■ GIVEN INFORMATION:
* BEGIN *

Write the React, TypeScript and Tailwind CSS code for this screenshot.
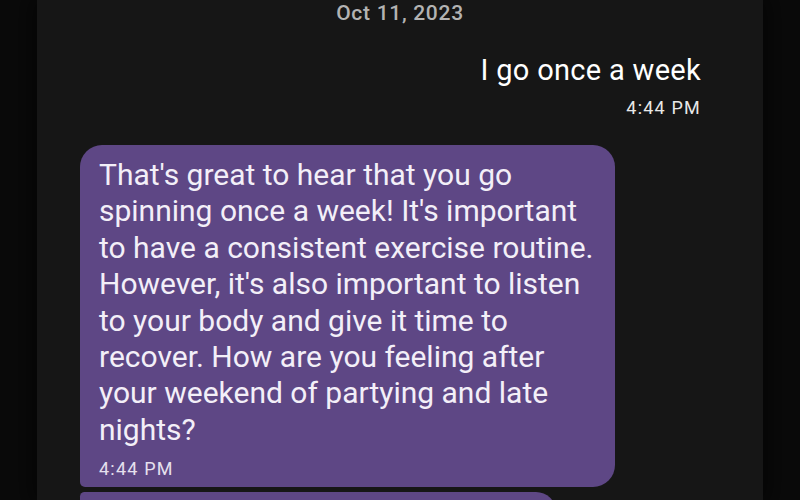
const lines = [
  "That's great to hear that you go",
  "spinning once a week! It's important",
  "to have a consistent exercise routine.",
  "However, it's also important to listen",
  "to your body and give it time to",
  "recover. How are you feeling after",
  "your weekend of partying and late",
  "nights?",
];

export default function App() {
  const font = { fontFamily: "Roboto, 'Noto Sans', sans-serif" };
  return (
    <div
      className="w-[800px] h-[500px] overflow-hidden bg-[#0a0a0a] flex justify-center"
      style={font}
    >
      <div className="w-[726px] h-full bg-[#161616] shadow-[0_0_24px_8px_rgba(0,0,0,0.5)] flex flex-col">
        <div className="pt-[3px] text-center text-[21px] leading-[20px] font-medium tracking-[0.7px] text-[#b3b3b3]">
          Oct 11, 2023
        </div>

        <div className="flex flex-col items-end pr-[62px] mt-[30px]">
          <div className="text-[29px] leading-[34px] tracking-[0.3px] text-white">
            I go once a week
          </div>
          <div className="mt-[11px] text-[18px] leading-[20px] tracking-[1.2px] text-[#e8e8e8]">
            4:44 PM
          </div>
        </div>

        <div className="pl-[43px] mt-[27px] flex flex-col gap-[5px]">
          <div className="w-[535px] bg-[#5e4785] rounded-[22px] rounded-bl-[5px] pl-[19px] pr-[12px] pt-[12px] pb-[8px]">
            <p className="text-[30px] leading-[36.4px] text-[#f3eff8]">
              {lines.map((l) => (
                <span key={l} className="block whitespace-nowrap">
                  {l}
                </span>
              ))}
            </p>
            <div className="mt-[11px] text-[18px] leading-[20px] tracking-[1.2px] text-[#e6e0ee]">
              4:44 PM
            </div>
          </div>
          <div className="w-[476px] h-[40px] bg-[#5e4785] rounded-[22px] rounded-tl-[5px]" />
        </div>
      </div>
    </div>
  );
}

* END *

■ SET PROBLEM:
Give every line above again exactly, with no pictures.

■ COMPLETE RESPONSE:
Write the React, TypeScript and Tailwind CSS code for this screenshot.
const lines = [
  "That's great to hear that you go",
  "spinning once a week! It's important",
  "to have a consistent exercise routine.",
  "However, it's also important to listen",
  "to your body and give it time to",
  "recover. How are you feeling after",
  "your weekend of partying and late",
  "nights?",
];

export default function App() {
  const font = { fontFamily: "Roboto, 'Noto Sans', sans-serif" };
  return (
    <div
      className="w-[800px] h-[500px] overflow-hidden bg-[#0a0a0a] flex justify-center"
      style={font}
    >
      <div className="w-[726px] h-full bg-[#161616] shadow-[0_0_24px_8px_rgba(0,0,0,0.5)] flex flex-col">
        <div className="pt-[3px] text-center text-[21px] leading-[20px] font-medium tracking-[0.7px] text-[#b3b3b3]">
          Oct 11, 2023
        </div>

        <div className="flex flex-col items-end pr-[62px] mt-[30px]">
          <div className="text-[29px] leading-[34px] tracking-[0.3px] text-white">
            I go once a week
          </div>
          <div className="mt-[11px] text-[18px] leading-[20px] tracking-[1.2px] text-[#e8e8e8]">
            4:44 PM
          </div>
        </div>

        <div className="pl-[43px] mt-[27px] flex flex-col gap-[5px]">
          <div className="w-[535px] bg-[#5e4785] rounded-[22px] rounded-bl-[5px] pl-[19px] pr-[12px] pt-[12px] pb-[8px]">
            <p className="text-[30px] leading-[36.4px] text-[#f3eff8]">
              {lines.map((l) => (
                <span key={l} className="block whitespace-nowrap">
                  {l}
                </span>
              ))}
            </p>
            <div className="mt-[11px] text-[18px] leading-[20px] tracking-[1.2px] text-[#e6e0ee]">
              4:44 PM
            </div>
          </div>
          <div className="w-[476px] h-[40px] bg-[#5e4785] rounded-[22px] rounded-tl-[5px]" />
        </div>
      </div>
    </div>
  );
}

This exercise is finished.